PDN: How does photographing the sites in your project make you feel? What thoughts swirl in your head?
RF: In approaching each site I felt a combination of awe, guilt and compassion. In particular, the guilt I feel derives from the sense of shame that my nation inflicts such pain and suffering on people some consider “The Other,” whether Black or Hispanic or Asian or LBGTQ. I cannot do enough to honor these brothers, sisters and heroes.
PDN: How long have you been working on “Ghosts of Segregation”?
RF: I’ve been working on this project for a year, so it is still developing.
PDN: What is the biggest challenge you’ve faced working on this project?
RF: Finding the places I need to document is the most challenging aspect of the project, then having the patience to properly photograph them and properly stitch them together. I return numerous times to many locations, trying to capture the best light. The images are accurate depictions of real places, but they are are composed of dozens, often hundreds, of separate overlapping pictures. I take this methodical approach because I want the resulting images to be incredibly detailed and immersive.
PDN: What do you hope viewers will take away from the pictures?
RF: Curiosity and awareness. I hope people who view this work will consider the many stories and histories that surround them and perhaps learn from those new insights. Unless we can learn from our past and come to terms with our mistakes, we are doomed to repeat them.
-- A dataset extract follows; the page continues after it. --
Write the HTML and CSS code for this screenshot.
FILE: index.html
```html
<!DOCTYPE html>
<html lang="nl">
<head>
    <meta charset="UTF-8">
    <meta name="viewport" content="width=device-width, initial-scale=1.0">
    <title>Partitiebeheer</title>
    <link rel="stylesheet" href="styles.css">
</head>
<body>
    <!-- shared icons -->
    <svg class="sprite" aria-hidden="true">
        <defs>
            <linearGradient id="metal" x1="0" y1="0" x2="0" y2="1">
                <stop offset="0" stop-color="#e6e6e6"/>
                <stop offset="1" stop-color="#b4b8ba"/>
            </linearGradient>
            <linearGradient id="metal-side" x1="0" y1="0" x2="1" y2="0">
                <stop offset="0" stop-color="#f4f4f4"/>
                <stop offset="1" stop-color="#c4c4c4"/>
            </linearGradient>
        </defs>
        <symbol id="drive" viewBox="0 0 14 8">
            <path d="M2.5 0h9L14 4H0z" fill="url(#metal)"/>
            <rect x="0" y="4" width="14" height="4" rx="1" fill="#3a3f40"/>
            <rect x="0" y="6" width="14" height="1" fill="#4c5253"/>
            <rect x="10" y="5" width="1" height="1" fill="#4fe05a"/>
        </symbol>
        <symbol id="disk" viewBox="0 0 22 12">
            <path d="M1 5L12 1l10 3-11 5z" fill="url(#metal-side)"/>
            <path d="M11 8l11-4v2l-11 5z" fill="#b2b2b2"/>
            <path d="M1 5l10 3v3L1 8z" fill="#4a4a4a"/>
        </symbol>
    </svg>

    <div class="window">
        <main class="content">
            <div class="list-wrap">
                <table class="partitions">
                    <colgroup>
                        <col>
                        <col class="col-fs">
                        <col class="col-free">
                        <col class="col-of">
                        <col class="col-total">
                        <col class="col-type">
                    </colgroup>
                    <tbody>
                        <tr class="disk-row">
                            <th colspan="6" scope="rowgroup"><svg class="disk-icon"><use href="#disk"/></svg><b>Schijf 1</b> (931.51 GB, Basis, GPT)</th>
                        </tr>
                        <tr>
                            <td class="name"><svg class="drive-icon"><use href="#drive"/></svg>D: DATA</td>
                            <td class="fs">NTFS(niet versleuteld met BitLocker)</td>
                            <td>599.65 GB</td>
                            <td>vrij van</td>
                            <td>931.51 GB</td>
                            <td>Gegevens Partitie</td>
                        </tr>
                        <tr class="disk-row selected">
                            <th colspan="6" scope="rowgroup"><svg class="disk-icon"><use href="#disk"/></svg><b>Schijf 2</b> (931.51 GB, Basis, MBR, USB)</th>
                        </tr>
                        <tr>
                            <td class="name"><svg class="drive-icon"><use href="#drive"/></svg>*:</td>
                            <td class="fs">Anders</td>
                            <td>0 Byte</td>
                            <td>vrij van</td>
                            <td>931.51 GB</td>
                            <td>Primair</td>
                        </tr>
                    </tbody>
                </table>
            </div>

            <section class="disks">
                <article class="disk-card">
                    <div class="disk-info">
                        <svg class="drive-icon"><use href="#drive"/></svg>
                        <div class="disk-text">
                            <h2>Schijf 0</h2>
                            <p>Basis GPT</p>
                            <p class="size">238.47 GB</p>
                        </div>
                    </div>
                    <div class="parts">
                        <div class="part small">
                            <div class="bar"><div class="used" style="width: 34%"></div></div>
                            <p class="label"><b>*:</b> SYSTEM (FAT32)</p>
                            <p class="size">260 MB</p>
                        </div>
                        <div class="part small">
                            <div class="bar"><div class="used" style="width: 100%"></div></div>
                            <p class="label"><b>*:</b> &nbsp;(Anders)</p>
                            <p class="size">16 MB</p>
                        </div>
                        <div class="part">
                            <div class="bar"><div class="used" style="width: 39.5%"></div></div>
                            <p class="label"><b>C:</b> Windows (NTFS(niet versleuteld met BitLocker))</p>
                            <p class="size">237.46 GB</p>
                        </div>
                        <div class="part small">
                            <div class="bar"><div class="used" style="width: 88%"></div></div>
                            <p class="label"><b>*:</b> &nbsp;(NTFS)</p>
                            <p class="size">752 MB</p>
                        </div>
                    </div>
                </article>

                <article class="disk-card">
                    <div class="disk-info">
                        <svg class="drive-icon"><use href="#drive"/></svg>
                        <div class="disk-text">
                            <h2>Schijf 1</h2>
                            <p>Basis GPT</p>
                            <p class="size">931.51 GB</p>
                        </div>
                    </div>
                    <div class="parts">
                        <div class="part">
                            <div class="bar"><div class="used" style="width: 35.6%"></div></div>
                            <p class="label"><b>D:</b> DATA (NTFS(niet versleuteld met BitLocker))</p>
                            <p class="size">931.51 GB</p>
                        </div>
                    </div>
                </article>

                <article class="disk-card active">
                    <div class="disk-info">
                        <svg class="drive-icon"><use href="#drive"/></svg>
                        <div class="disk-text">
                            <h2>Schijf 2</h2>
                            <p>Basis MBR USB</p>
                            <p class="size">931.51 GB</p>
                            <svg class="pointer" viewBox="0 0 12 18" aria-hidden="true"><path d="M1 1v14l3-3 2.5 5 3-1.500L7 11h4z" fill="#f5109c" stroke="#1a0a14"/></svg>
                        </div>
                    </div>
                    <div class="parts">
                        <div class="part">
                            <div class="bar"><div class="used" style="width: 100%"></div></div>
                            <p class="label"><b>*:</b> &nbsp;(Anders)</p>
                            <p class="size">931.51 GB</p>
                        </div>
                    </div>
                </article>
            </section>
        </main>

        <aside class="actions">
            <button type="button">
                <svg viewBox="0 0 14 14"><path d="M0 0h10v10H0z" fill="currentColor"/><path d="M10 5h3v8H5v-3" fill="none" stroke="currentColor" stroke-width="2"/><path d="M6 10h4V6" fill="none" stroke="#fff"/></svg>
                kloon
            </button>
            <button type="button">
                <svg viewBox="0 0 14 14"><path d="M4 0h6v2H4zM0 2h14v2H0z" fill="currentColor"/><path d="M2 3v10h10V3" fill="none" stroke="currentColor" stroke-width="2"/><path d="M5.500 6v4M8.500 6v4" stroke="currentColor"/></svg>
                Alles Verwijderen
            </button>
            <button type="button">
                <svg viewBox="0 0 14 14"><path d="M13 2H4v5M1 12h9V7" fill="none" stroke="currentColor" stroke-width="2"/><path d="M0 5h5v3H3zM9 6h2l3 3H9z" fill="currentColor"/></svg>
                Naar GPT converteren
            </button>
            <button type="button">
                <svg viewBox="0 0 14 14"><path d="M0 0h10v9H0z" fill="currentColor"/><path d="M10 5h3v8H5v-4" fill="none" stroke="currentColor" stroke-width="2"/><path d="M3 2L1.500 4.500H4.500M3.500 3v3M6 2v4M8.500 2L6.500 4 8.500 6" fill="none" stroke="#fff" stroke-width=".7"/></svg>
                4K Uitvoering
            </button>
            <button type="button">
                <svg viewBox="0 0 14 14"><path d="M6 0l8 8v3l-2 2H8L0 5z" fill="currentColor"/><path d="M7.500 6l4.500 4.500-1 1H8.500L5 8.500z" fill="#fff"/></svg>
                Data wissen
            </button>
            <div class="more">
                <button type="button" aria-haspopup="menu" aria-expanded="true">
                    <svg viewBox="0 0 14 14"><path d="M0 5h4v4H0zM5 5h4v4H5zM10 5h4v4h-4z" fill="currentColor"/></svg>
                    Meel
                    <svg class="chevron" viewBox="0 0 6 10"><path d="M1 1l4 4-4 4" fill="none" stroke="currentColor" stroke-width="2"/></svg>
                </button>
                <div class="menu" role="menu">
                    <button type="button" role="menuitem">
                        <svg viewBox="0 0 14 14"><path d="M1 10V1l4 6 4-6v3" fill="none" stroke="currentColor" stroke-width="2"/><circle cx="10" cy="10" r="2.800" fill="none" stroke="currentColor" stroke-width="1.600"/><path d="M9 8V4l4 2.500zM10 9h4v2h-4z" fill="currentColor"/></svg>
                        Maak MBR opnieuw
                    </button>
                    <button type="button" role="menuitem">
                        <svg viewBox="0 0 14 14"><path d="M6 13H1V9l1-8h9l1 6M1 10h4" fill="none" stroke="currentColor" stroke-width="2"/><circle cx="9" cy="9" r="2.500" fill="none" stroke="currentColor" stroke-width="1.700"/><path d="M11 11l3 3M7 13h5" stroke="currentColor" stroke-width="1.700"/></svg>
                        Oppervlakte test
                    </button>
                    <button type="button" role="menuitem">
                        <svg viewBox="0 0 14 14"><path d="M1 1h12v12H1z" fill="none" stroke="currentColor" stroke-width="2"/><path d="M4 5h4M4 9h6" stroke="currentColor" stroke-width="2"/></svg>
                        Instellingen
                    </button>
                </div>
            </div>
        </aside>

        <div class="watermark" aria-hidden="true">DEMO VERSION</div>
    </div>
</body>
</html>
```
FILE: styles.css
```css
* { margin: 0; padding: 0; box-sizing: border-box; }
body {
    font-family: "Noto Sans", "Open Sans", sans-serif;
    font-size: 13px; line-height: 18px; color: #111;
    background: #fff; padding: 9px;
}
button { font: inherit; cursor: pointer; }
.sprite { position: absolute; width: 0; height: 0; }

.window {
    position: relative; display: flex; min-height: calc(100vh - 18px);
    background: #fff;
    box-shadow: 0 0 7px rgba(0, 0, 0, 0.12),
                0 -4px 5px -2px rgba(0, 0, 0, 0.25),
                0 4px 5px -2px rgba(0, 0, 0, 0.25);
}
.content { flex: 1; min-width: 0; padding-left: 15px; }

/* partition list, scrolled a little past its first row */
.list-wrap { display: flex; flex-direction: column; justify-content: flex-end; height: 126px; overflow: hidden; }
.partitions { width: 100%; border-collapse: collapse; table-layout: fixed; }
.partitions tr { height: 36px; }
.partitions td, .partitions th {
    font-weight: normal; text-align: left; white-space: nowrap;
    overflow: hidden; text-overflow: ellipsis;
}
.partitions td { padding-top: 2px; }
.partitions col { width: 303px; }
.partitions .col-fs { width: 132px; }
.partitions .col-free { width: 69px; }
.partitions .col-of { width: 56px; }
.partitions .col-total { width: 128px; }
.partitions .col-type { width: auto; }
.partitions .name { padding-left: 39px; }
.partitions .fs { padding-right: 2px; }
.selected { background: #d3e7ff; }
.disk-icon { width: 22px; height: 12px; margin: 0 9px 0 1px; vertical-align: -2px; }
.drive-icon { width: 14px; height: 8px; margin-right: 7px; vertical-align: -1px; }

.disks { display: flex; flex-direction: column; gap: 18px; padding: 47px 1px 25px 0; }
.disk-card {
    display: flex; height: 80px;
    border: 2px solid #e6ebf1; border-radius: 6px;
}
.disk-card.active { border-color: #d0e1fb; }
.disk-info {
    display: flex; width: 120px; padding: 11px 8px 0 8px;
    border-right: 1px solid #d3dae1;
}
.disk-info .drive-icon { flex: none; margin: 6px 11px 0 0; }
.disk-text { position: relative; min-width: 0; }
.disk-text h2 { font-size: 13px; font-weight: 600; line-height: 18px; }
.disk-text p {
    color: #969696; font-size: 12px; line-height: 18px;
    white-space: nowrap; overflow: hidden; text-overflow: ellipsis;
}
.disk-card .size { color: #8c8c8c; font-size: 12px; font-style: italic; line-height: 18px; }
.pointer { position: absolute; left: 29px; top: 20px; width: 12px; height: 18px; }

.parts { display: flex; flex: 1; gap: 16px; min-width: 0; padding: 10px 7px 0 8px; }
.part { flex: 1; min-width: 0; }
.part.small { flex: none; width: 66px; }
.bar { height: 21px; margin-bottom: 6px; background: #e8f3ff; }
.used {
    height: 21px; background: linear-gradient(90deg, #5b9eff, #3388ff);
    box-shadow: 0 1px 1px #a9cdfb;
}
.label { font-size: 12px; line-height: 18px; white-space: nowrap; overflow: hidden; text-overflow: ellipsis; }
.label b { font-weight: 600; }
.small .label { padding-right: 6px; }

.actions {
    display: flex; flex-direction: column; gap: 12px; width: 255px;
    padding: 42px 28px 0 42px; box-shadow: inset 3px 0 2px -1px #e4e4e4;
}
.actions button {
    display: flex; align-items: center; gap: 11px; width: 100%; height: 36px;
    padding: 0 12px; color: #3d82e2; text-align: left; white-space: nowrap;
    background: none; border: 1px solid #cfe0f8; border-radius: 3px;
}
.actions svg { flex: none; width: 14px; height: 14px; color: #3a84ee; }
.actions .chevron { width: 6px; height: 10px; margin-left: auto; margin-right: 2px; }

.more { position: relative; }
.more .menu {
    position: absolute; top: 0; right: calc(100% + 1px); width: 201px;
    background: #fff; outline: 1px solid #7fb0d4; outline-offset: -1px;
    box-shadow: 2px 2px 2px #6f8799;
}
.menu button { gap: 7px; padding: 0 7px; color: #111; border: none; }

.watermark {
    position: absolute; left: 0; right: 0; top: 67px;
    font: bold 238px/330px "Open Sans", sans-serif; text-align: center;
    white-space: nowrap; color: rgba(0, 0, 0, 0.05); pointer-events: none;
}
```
PDN: What drew you to working on the project?
RF: I long had an affection for roadside architecture. My Dad was a builder and would-be architect in Chicago, and on school holidays he’d take me to his jobs and point out places he admired, from Louis Sullivan’s Auditorium Theatre to Louie’s Hot Dog Stand. He told me stories about each place, so I began to perceive the built environment as more than just assemblages of brick and mortar. The course of current affairs compelled me to turn my awareness toward aspects of the built environment that reflected our nation’s checkered past. I am reminded of the great writer William Faulkner’s observation, “The past is never dead. It’s not even past.” I grew up in the 1950’s in a middle class white suburban family, but my parents were very aware of racism and social inequalities, and they made sure we understood our privilege and our responsibility to fight for social justice. The Civil Rights Movement was and is a mighty struggle.
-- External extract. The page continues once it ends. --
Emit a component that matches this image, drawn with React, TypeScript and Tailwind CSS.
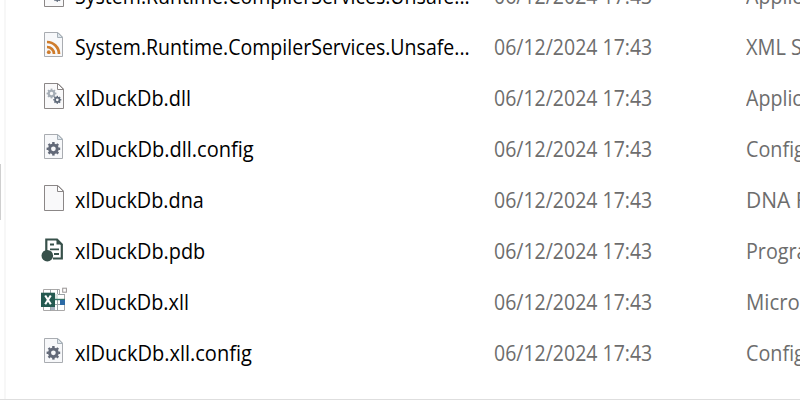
import type { ReactNode } from "react";

type Kind = "dll" | "rss" | "config" | "blank" | "pdb" | "xll";

function Gear({ cx, cy, r, color }: { cx: number; cy: number; r: number; color: string }) {
  return (
    <g transform={`translate(${cx} ${cy})`} stroke={color} fill="none">
      <circle r={r * 0.57} strokeWidth={r * 0.44} />
      {[0, 45, 90, 135, 180, 225, 270, 315].map((a) => (
        <path key={a} d={`M0 ${-r * 0.7}V${-r}`} strokeWidth={r * 0.36} transform={`rotate(${a})`} />
      ))}
    </g>
  );
}

function SmallPage() {
  return (
    <>
      <path d="M4.5 1.5H18L22.5 6V25.5H4.5Z" fill="#f7f8fa" stroke="#a9acb1" />
      <path d="M17.5 1.5V6.5H22.5Z" fill="#dfe6ec" stroke="#a6b0b8" />
    </>
  );
}

function LargePage() {
  return (
    <>
      <path d="M4.5 1.5H18L23.5 7V26.5H4.5Z" fill="#f9f9fa" stroke="#8b8787" />
      <path d="M17.5 1.5V7.5H23.5Z" fill="#ffffff" stroke="#8b8787" />
    </>
  );
}

const art: Record<Kind, ReactNode> = {
  dll: (
    <>
      <LargePage />
      <Gear cx={11.5} cy={11.5} r={4.9} color="#a5adb6" />
      <Gear cx={17.3} cy={17.8} r={4} color="#5e6979" />
    </>
  ),
  rss: (
    <>
      <SmallPage />
      <g fill="none" stroke="#cf7c2c" strokeWidth="2.7">
        <path d="M7 11A12 12 0 0 1 19 23" />
        <path d="M7 16A7 7 0 0 1 14 23" />
      </g>
      <circle cx="8.8" cy="21.2" r="1.9" fill="#cf7c2c" />
    </>
  ),
  config: (
    <>
      <SmallPage />
      <Gear cx={13.4} cy={15.8} r={6.8} color="#626978" />
    </>
  ),
  blank: <LargePage />,
  pdb: (
    <>
      <path d="M6.3 16V4.5H17L21.8 9.5V23.5H13" fill="none" stroke="#37504a" strokeWidth="2.2" />
      <path d="M16.5 4V9.5H22.5Z" fill="#37504a" />
      <path d="M10 9.5H14M10 14.3H19M14 19H19" stroke="#37504a" strokeWidth="1.8" />
      <circle cx="7.3" cy="20.7" r="5.8" fill="#37504a" />
    </>
  ),
  xll: (
    <>
      <path d="M3.5 3.5H19.5V8.5H24.5V24.5H3.5Z" fill="#fff" stroke="#aaa8a8" />
      <path d="M10.5 3V8M17.5 3V25M10.5 20V25M15 8.5H25M15 13.5H25M15 18.5H25" stroke="#9ba3a7" fill="none" />
      <path d="M14 8H18V14H14Z" fill="#dce5e2" />
      <path d="M15 13.5H25" stroke="#347568" strokeWidth="1.4" />
      <path d="M20 14H25V19H20Z" fill="#2c6aa5" />
      <path d="M11 21H15V24H11Z" fill="#a9b3c1" />
      <rect x="1" y="6.7" width="14" height="14.3" fill="#245950" />
      <path d="M5.2 9.5L10.8 18.2M10.8 9.5L5.2 18.2" stroke="#fff" strokeWidth="2.1" />
      <rect x="22.7" y="2.2" width="3.7" height="4" fill="#fff" stroke="#999595" />
    </>
  ),
};

interface Row {
  kind: Kind;
  name: string;
  nameFit: string;
  type: string;
  typeFit: string;
}

const rows: Row[] = [
  { kind: "dll", name: "System.Runtime.CompilerServices.Unsafe...", nameFit: "scale-x-[0.931]", type: "Application extension", typeFit: "scale-x-[0.935]" },
  { kind: "rss", name: "System.Runtime.CompilerServices.Unsafe...", nameFit: "scale-x-[0.931]", type: "XML Source File", typeFit: "scale-x-[0.95]" },
  { kind: "dll", name: "xlDuckDb.dll", nameFit: "scale-x-[0.946]", type: "Application extension", typeFit: "scale-x-[0.935]" },
  { kind: "config", name: "xlDuckDb.dll.config", nameFit: "scale-x-[0.953]", type: "Configuration Source File", typeFit: "scale-x-[0.94]" },
  { kind: "blank", name: "xlDuckDb.dna", nameFit: "scale-x-[0.944]", type: "DNA File", typeFit: "scale-x-[1]" },
  { kind: "pdb", name: "xlDuckDb.pdb", nameFit: "scale-x-[0.946]", type: "Program Debug Database", typeFit: "scale-x-[0.94]" },
  { kind: "xll", name: "xlDuckDb.xll", nameFit: "scale-x-[0.944]", type: "Microsoft Excel Add-in", typeFit: "scale-x-[0.97]" },
  { kind: "config", name: "xlDuckDb.xll.config", nameFit: "scale-x-[0.953]", type: "Configuration Source File", typeFit: "scale-x-[0.94]" },
];

export default function App() {
  return (
    <div className="flex h-[400px] w-[800px] overflow-hidden bg-white font-['Open_Sans','Noto_Sans',sans-serif] text-[21px]">
      <div className="flex w-1 shrink-0 flex-col pt-[164px]">
        <div className="h-[56px] w-px bg-[#cfcfcf]" />
      </div>
      <div className="h-[399px] w-[2px] shrink-0 bg-[#f7f7f7]" />
      <div className="-ml-1.5 h-[400px] w-[800px] shrink-0 overflow-hidden border-b border-[#dedede]">
        <div className="-mt-7 flex flex-col">
          {rows.map((row, i) => (
            <div key={i} className="flex h-[51px] items-start whitespace-nowrap pl-10 leading-[48px]">
              <svg className="mt-2 h-[30px] w-7 shrink-0" viewBox="0 0 28 30">
                {art[row.kind]}
              </svg>
              <div className="w-[419px] shrink-0 pl-[7px] text-black">
                <span className={`inline-block origin-left ${row.nameFit}`}>{row.name}</span>
              </div>
              <div className="w-[252px] shrink-0 pl-[7px] text-[#6d6d6d]">
                <span className="inline-block origin-left scale-x-[0.928]">06/12/2024 17:43</span>
              </div>
              <div className="w-[61px] shrink-0 overflow-hidden pl-[7px] text-[#6d6d6d]">
                <span className={`inline-block origin-left ${row.typeFit}`}>{row.type}</span>
              </div>
            </div>
          ))}
        </div>
      </div>
    </div>
  );
}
PDN: How do you find each location?
RF: I spend months researching potential locations, looking at relevant online resources like Black Past, Equal Justice Initiative, and state historical society websites. When I find a place of particular interest, I do more research. Ultimately, I get in the Google helicopter and do aerial reconnaissance, followed by a drive in the Google car (Street View) to get a sense of orientation, best time of day (or season), potential obstructions and other challenges. Sometimes I spend so much time driving in Street View that by the time I’m actually driving to the place I feel I’ve been there before. A critical part of my research is simply reading books. I gain insight and inspiration from books like The Warmth of Other Suns by Isabel Wilkerson, Barracoon by Zora Neale Hurston, the writings of Ta-Nehisi Coates and others. I just began Henry Louis Gates’ Stony the Road. And I read the New York Times and The Washington Post every day.
PDN: Do you have a favorite image?
RF: Favorite is a difficult word to apply to so painful a subject, but I know what you mean. I can’t choose, so I will just tell you about the most recent image I’ve completed: “The Black Eden.” It shows a humble but cozy cabin at Williams Court in Idlewild, Michigan, on a summer evening. During the first half of the 20th century, the small community of Idlewild was known as “The Black Eden.” It was one of the few resorts in the country where African-Americans were allowed to vacation and purchase property, before discrimination was outlawed in 1964 through the Civil Rights Act of 1964. From 1912 through the mid-1960s, Idlewild was an active year-round community and was visited by well-known entertainers and professionals from throughout the country. At its peak, it was one of the most popular resorts in the Midwest and as many as 25,000 would come to Idlewild in the height of the summer season to enjoy camping, swimming, boating, fishing, hunting, horseback riding, roller skating, and night-time entertainment. When the 1964 Civil Rights Act opened up other resorts to African-Americans, Idlewild’s boomtown period subsided, but the community continues to serve as a vacation destination and retirement community, and as a landmark of African-American heritage.